On the subject of drugs, alcohol, and cigarettes, are you supposed to lie? According to the Web site of the government-sponsored Federal Citizen Information Center, my friend’s instincts were correct: “Some parents who used drugs in the past choose to lie about it, but they risk losing their credibility if their children discover the truth. Many experts recommend that when a child asks this question, the response should be honest.”
The site goes on to give several examples of how to talk with your children when they ask you about your own drug history, and there is a history to tell. For example:
“I took drugs because some of my friends used them, and I thought I needed to in order to fit in. In those days, people didn’t know as much as they do now about all the bad things that can happen when you smoke marijuana or do other drugs. If I’d known then what I know now, I never would have tried them, and I’ll do everything I can to keep you away from drugs.”
Although it might be tempting to avoid the truth, being forced to discuss it provides the setting for an honest conversation about drugs, their attractions, dangers, and consequences.
Death is certainly another biggie that we parents find ourselves explaining to our children. My grandmother died when my son was nearly 4, and, of course, he had his fair share of questions. Highest on his mind was, “Where did she go?” Somehow, “In the ground being eaten by worms” didn’t seem to cut it.
Like my friend, lying didn’t feel right, and since I’m not a big believer in heaven, I didn’t know what to say. The director of my son’s nursery school said that young children need to have concrete answers when it comes to death, and that even while you may not believe in heaven, it is comforting for preschoolers to have a literal place to imagine their loved ones going. “This isn’t the same thing as lying to an older child,” she said.
A divorced friend whose children are old enough to remember life before the split said that some of her children’s hardest questions center around the divorce.

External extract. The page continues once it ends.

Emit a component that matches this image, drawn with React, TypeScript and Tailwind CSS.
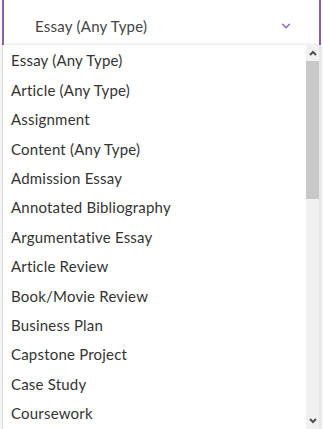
import { ChevronDown } from 'lucide-react';

const items = [
  'Essay (Any Type)',
  'Article (Any Type)',
  'Assignment',
  'Content (Any Type)',
  'Admission Essay',
  'Annotated Bibliography',
  'Argumentative Essay',
  'Article Review',
  'Book/Movie Review',
  'Business Plan',
  'Capstone Project',
  'Case Study',
  'Coursework',
];

export default function App() {
  return (
    <div className="w-[323px] h-[429px] bg-white overflow-hidden font-['Lato',sans-serif] text-[#333]">
      {/* select box */}
      <div className="mx-[2px] h-[45px] border-x-2 border-[#8e5ea2] flex items-end">
        <div className="flex items-center justify-between w-full pl-[31px] pr-[26px] pb-[8px]">
          <span className="text-[15px] tracking-[0.25px] text-[#444]">Essay (Any Type)</span>
          <ChevronDown size={14} strokeWidth={2.2} className="text-[#8e5ea2]" />
        </div>
      </div>

      {/* dropdown list */}
      <div className="mx-[2px] h-[384px] bg-white border-l border-[#ddd] border-r-2 border-r-[#e6e6e6] shadow-[0_0_4px_rgba(0,0,0,0.15)] flex">
        <ul className="flex-1 pt-[1px]">
          {items.map((item) => (
            <li key={item} className="h-[29.4px] flex items-center pl-[8px] text-[15px] tracking-[0.2px] text-[#333]">
              {item}
            </li>
          ))}
        </ul>
        <div className="w-[13px] bg-[#f1f1f1] flex flex-col">
          <div className="h-[16px] flex items-center justify-center">
            <svg width="8" height="6" viewBox="0 0 8 6">
              <path d="M1 5 L4 2 L7 5" stroke="#505050" strokeWidth="2" fill="none" />
            </svg>
          </div>
          <div className="h-[138px] bg-[#c8c8c8]" />
          <div className="flex-1" />
          <div className="h-[16px] flex items-center justify-center">
            <svg width="8" height="6" viewBox="0 0 8 6">
              <path d="M1 1 L4 4 L7 1" stroke="#505050" strokeWidth="2" fill="none" />
            </svg>
          </div>
        </div>
      </div>
    </div>
  );
}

She said that “no matter how prepared I was to answer my children’s inevitable questions, it wasn’t easy when they looked up and asked, ‘Why did you and daddy get divorced?’ or ‘Was dad cheating on you?’ “
Answering my children’s tricky questions became much easier when I granted myself permission to say, “That’s a good question. I don’t know.” I also learned to buy myself time by almost always first asking, “What do you think?” As my kids get older, I plan on adding, “That’s none of your business,” to the repertoire.
We try our best to muddle through these question-and-answer sessions. And like so many parenting moments, there really is no one correct way to answer these kinds of questions. For all of us, that’s a relief.